McLaren is not a relativist, has said he knows of no relativists in the emerging movement, and in fact, has called relativism an impossibility.

4:35 PM, August 09, 2007  
Blogger Darius said...

There may be a lot of "guilt by association" going on, but until McLaren and others start renouncing the bad theology, one has to draw the conclusion that they don't have a problem with it. For example, McLaren promotes Chalke, who is a heretic or very nearly one in his claim that the atonement theology is false. It's the essence of the Gospel, not some minor (or worse, in Chalke's view, non-existent) aspect.

We have sin that has to be atoned for because God is holy and God provided that atonement through his Son. Whether or not some Christians before the 12th century didn't understand that, doesn't make it any less important or less true.
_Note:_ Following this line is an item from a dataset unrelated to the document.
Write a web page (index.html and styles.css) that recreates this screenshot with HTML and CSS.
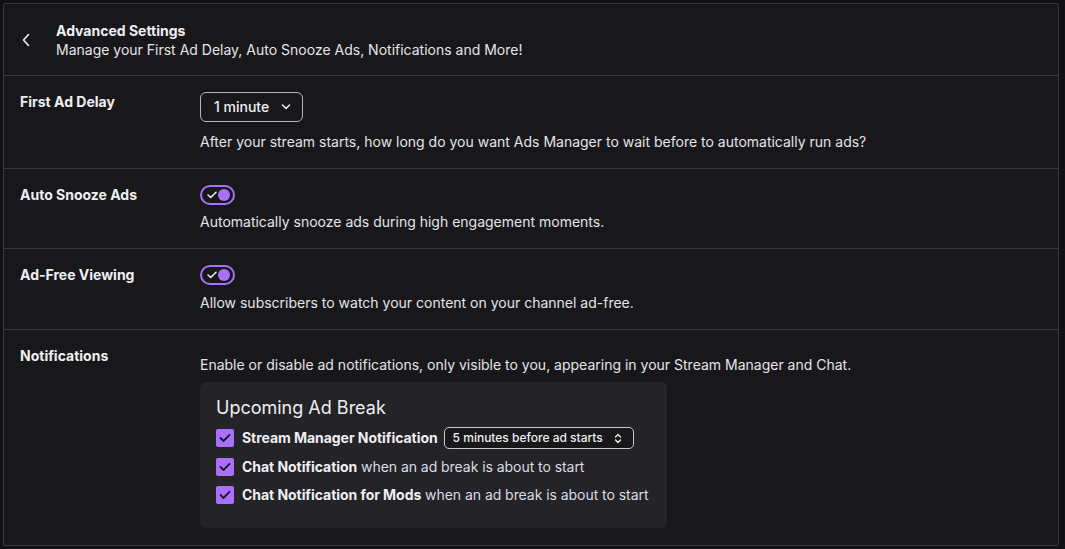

Augustine wrote in the 4th century about the "penal substitution" idea of atonement. He also mentioned other aspects of Christ's atonement.

This is sound, and goes along with what you said about substitutionary atonement not being "the complete story." However, to completely disavow it as Chalke (and, by extension and silence, McLaren) has done, is to completely ignore the obvious substitutionary elements throughout the New AND Old Testaments. "He was crushed for our iniquities," the sacrificial lamb requirements for OT Jews, etc. He did not MERELY come to give us a good moral teaching about obedience and love, as Chalke seems to believe.

I have no idea who Driscoll is referring to with the "chick" comment, but for McLaren to say that God isn't male (as if to protest against that idea in the church) is silly, no serious theologian has made that claim. The Bible attributes anthropomorphic qualities to God so that humans can understand Him better. He is not male or female, correct; He is spirit. However, when Bible translations and, according to Driscoll anyway, some Emergent thinkers, start referring to God as a she, that's being contrary to the absurd.